El refugio de las tortugas huérfanas
La estación de Atocha acoge 275 ejemplares abandonados por sus dueños
El jardín tropical de la estación de Atocha esconde un curioso tesoro: tres centenares de tortugas domésticas de todo tipo, que llevan viviendo en un pequeño estanque desde que sus dueños decidieron dejarlas allí por razones distintas. Para algunos pater o mater familias, la continuidad en sus hogares de las mascotas se tornaba imposible: al ser adquiridas para sus hijos cuando ellos y los reptiles eran pequeños, no previeron que su crecimiento se desarrollaría tanto.
Y acudieron a la estación madrileña, cuyo jardín selvático parecía asegurar a los animales un hogar confortable, con temperatura cálida y humedad constante. Para otros, el hecho de que trasladar un animal de cualquier tipo por vía férrea implique declararlo y abonar el 40% del precio de un billete normal de tren se convirtió en un imprevisto que les forzó a desprenderse de su tortuga.
El caso es que por unas u otras razones, los caparazones de los quelonios, una familia de reptiles, comenzaron a poblar un estanque cuyo atractivo seduce a quienes esperan sus trenes y acuden a ver la evolución de las mascotas allí reunidas, cuya familia zoológica las denomina también testudines.
Aurora Peña es una empleada de una subcontrata de Adif encargada del mantenimiento de las infraestructuras de Atocha. Con laboriosa paciencia cuida de que a las tortugas no les falte sustento. “Les echamos pienso para que se alimenten adecuadamente”, comenta provista de una especie de gran cazamariposas, con el cual busca entre los graciosos quelonios las gafas de un viajero demasiado curioso en observarlas, cuya acentuada inclinación le hizo perder sus lentes, que cayeron en el fondo del estanque.
Frente a los mirones que contemplan fascinados la evolución de los testudines por distintas plataformas situadas sobre el agua, se encuentra una superficie plana cubierta con arena blanca, muy fina. “Es el espacio que les dedicamos para que puedan desovar”, comenta Aurora.
Si las mascotas se encontraran en un mar tropical, se desplazarían hasta la playa más abrigada y remota, como la de Ureka, al sur de Malabo, en Guinea Ecuatorial, donde cada año miles de tortugas hembra acuden a poner e incubar sus huevos en uno de los enclaves mundiales más poblados por quelonios.
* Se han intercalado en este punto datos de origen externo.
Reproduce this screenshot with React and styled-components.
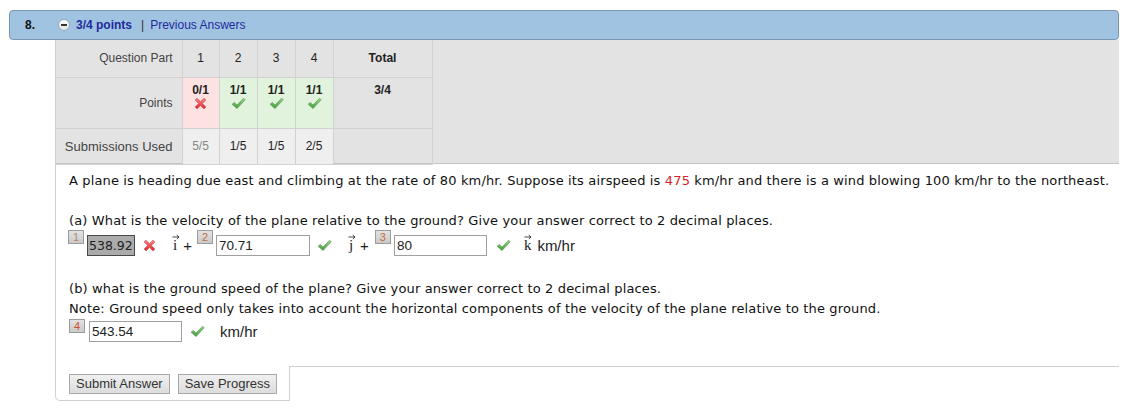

Pero en Madrid no tienen otra playa más que esta. Bueno, no. Hay otro pequeño refugio de tortugas situado a la vera del Manzanares, donde una estufa-invernadero que sobrevivió a las zozobras de la M-30, también les ofrece refugio en un ambiente verdaderamente tropical. Es una de esas construcciones roblonadas, de acero atornillado y vidrio, que surgen milagrosamente en raros enclaves madrileños para albergar, en su caso, una colección de plantas tropicales y de desierto, señaladamente cactus y palmeras, que nada tienen que envidiar a la flora del Sahara, ni a la de la sabana, incluso a la de esas selvas del África negra.
El último censo de tortugas, realizado el año pasado en la estación de Atocha —“las sacamos de una en una, las contamos y las adecentamos un poco”, explica Aurora Peña— arrojaba un balance de 275 individuos. Al ritmo en que se desprenden de ellas los compradores de tortugas demasiado crecidas o dueños remisos que se oponen a trasladarlas previo pago de billetito de tren, cabe presumir que su número frisa ahora los tres centenares. Algunos científicos aseguran, no obstante, que estos animales pueden llegar a transmitir la salmonelosis.